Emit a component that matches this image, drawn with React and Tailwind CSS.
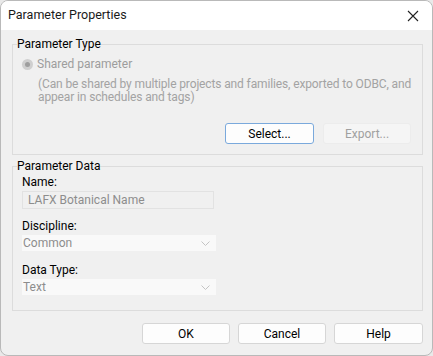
import React from "react";

const font = { fontFamily: '"Segoe UI", Roboto, "Noto Sans", sans-serif' };

const Chevron = () => (
  <svg width="9" height="5" viewBox="0 0 9 5" className="mr-[6px]">
    <path d="M0.5 0.5 L4.5 4.5 L8.5 0.5" fill="none" stroke="#c4c4c4" strokeWidth="1" />
  </svg>
);

const WinButton = ({ children, className = "", disabled, focused }) => (
  <button
    type="button"
    className={
      "h-[21px] text-[12px] leading-none rounded-[3px] border " +
      (disabled
        ? "bg-[#f5f5f5] border-[#ececec] text-[#a0a0a0] "
        : focused
        ? "bg-[#fdfdfd] border-[#7aa9dc] text-black "
        : "bg-[#fdfdfd] border-[#d6d6d6] text-black ") +
      className
    }
  >
    {children}
  </button>
);

const DropDown = ({ value }) => (
  <div className="mt-[2px] w-[194px] h-[16px] bg-[#f9f9f9] flex items-center justify-between pl-[1px]">
    <span className="text-[12px] leading-none text-[#8d8d8d]">{value}</span>
    <Chevron />
  </div>
);

export default function App() {
  return (
    <div className="w-[433px] h-[356px] bg-[#e9e9e9]" style={font}>
      <div className="w-full h-full rounded-[8px] border border-[#b9b9b9] overflow-hidden bg-[#f0f0f0] flex flex-col">
        {/* title bar */}
        <div className="h-[29px] bg-white flex items-center justify-between pl-[7px] pr-[13px] shrink-0">
          <span className="text-[12.5px] text-[#1a1a1a]">Parameter Properties</span>
          <svg width="12" height="12" viewBox="0 0 12 12">
            <path d="M1 1 L11 11 M11 1 L1 11" stroke="#222" strokeWidth="1.1" />
          </svg>
        </div>

        <div className="pl-[11px] pt-[7px] w-[433px]">
          {/* Parameter Type */}
          <fieldset className="w-[411px] min-w-0 border border-[#dcdcdc] pl-[9px] pr-[11px] pb-[10px]">
            <legend className="-ml-[5px] text-[12px] leading-[14px] text-black">Parameter Type</legend>
            <div className="mt-[6px] flex items-center h-[14px]">
              <span className="w-[11px] h-[11px] rounded-full bg-[#cfcfcf] flex items-center justify-center">
                <span className="w-[5px] h-[5px] rounded-full bg-[#9e9e9e]" />
              </span>
              <span className="ml-[4px] text-[12px] leading-[14px] text-[#9d9d9d]">Shared parameter</span>
            </div>
            <p className="mt-[7px] ml-[16px] whitespace-nowrap tracking-[-0.13px] text-[12px] leading-[13px] text-[#a3a3a3]">
              (Can be shared by multiple projects and families, exported to ODBC, and
              <br />
              appear in schedules and tags)
            </p>
            <div className="mt-[19px] flex justify-end gap-[9px]">
              <WinButton focused className="w-[89px]">Select...</WinButton>
              <WinButton disabled className="w-[88px]">Export...</WinButton>
            </div>
          </fieldset>

          {/* Parameter Data */}
          <fieldset className="mt-[4px] w-[411px] min-w-0 border border-[#dcdcdc] pl-[9px] pr-[11px] pb-[15px]">
            <legend className="-ml-[5px] text-[12px] leading-[14px] text-black">Parameter Data</legend>
            <div className="mt-[2px] text-[12px] leading-[14px] text-black">Name:</div>
            <div className="mt-[2px] w-[192px] h-[18px] border border-[#e2e2e2] bg-[#f0f0f0] flex items-center pl-[5px]">
              <span className="text-[12px] leading-none text-[#8d8d8d]">LAFX Botanical Name</span>
            </div>
            <div className="mt-[10px] text-[12px] leading-[14px] text-black">Discipline:</div>
            <DropDown value="Common" />
            <div className="mt-[12px] text-[12px] leading-[14px] text-black">Data Type:</div>
            <DropDown value="Text" />
          </fieldset>

          {/* dialog buttons */}
          <div className="mt-[12px] w-[411px] flex justify-end gap-[8px]">
            <WinButton className="w-[88px]">OK</WinButton>
            <WinButton className="w-[88px]">Cancel</WinButton>
            <WinButton className="w-[89px]">Help</WinButton>
          </div>
        </div>
      </div>
    </div>
  );
}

------------------------------------------------------------

== What is required ==
Transcribe the whole listing exactly. Pictures stay out of your copy.

== Finished task ==
Emit a component that matches this image, drawn with React and Tailwind CSS.
import React from "react";

const font = { fontFamily: '"Segoe UI", Roboto, "Noto Sans", sans-serif' };

const Chevron = () => (
  <svg width="9" height="5" viewBox="0 0 9 5" className="mr-[6px]">
    <path d="M0.5 0.5 L4.5 4.5 L8.5 0.5" fill="none" stroke="#c4c4c4" strokeWidth="1" />
  </svg>
);

const WinButton = ({ children, className = "", disabled, focused }) => (
  <button
    type="button"
    className={
      "h-[21px] text-[12px] leading-none rounded-[3px] border " +
      (disabled
        ? "bg-[#f5f5f5] border-[#ececec] text-[#a0a0a0] "
        : focused
        ? "bg-[#fdfdfd] border-[#7aa9dc] text-black "
        : "bg-[#fdfdfd] border-[#d6d6d6] text-black ") +
      className
    }
  >
    {children}
  </button>
);

const DropDown = ({ value }) => (
  <div className="mt-[2px] w-[194px] h-[16px] bg-[#f9f9f9] flex items-center justify-between pl-[1px]">
    <span className="text-[12px] leading-none text-[#8d8d8d]">{value}</span>
    <Chevron />
  </div>
);

export default function App() {
  return (
    <div className="w-[433px] h-[356px] bg-[#e9e9e9]" style={font}>
      <div className="w-full h-full rounded-[8px] border border-[#b9b9b9] overflow-hidden bg-[#f0f0f0] flex flex-col">
        {/* title bar */}
        <div className="h-[29px] bg-white flex items-center justify-between pl-[7px] pr-[13px] shrink-0">
          <span className="text-[12.5px] text-[#1a1a1a]">Parameter Properties</span>
          <svg width="12" height="12" viewBox="0 0 12 12">
            <path d="M1 1 L11 11 M11 1 L1 11" stroke="#222" strokeWidth="1.1" />
          </svg>
        </div>

        <div className="pl-[11px] pt-[7px] w-[433px]">
          {/* Parameter Type */}
          <fieldset className="w-[411px] min-w-0 border border-[#dcdcdc] pl-[9px] pr-[11px] pb-[10px]">
            <legend className="-ml-[5px] text-[12px] leading-[14px] text-black">Parameter Type</legend>
            <div className="mt-[6px] flex items-center h-[14px]">
              <span className="w-[11px] h-[11px] rounded-full bg-[#cfcfcf] flex items-center justify-center">
                <span className="w-[5px] h-[5px] rounded-full bg-[#9e9e9e]" />
              </span>
              <span className="ml-[4px] text-[12px] leading-[14px] text-[#9d9d9d]">Shared parameter</span>
            </div>
            <p className="mt-[7px] ml-[16px] whitespace-nowrap tracking-[-0.13px] text-[12px] leading-[13px] text-[#a3a3a3]">
              (Can be shared by multiple projects and families, exported to ODBC, and
              <br />
              appear in schedules and tags)
            </p>
            <div className="mt-[19px] flex justify-end gap-[9px]">
              <WinButton focused className="w-[89px]">Select...</WinButton>
              <WinButton disabled className="w-[88px]">Export...</WinButton>
            </div>
          </fieldset>

          {/* Parameter Data */}
          <fieldset className="mt-[4px] w-[411px] min-w-0 border border-[#dcdcdc] pl-[9px] pr-[11px] pb-[15px]">
            <legend className="-ml-[5px] text-[12px] leading-[14px] text-black">Parameter Data</legend>
            <div className="mt-[2px] text-[12px] leading-[14px] text-black">Name:</div>
            <div className="mt-[2px] w-[192px] h-[18px] border border-[#e2e2e2] bg-[#f0f0f0] flex items-center pl-[5px]">
              <span className="text-[12px] leading-none text-[#8d8d8d]">LAFX Botanical Name</span>
            </div>
            <div className="mt-[10px] text-[12px] leading-[14px] text-black">Discipline:</div>
            <DropDown value="Common" />
            <div className="mt-[12px] text-[12px] leading-[14px] text-black">Data Type:</div>
            <DropDown value="Text" />
          </fieldset>

          {/* dialog buttons */}
          <div className="mt-[12px] w-[411px] flex justify-end gap-[8px]">
            <WinButton className="w-[88px]">OK</WinButton>
            <WinButton className="w-[88px]">Cancel</WinButton>
            <WinButton className="w-[89px]">Help</WinButton>
          </div>
        </div>
      </div>
    </div>
  );
}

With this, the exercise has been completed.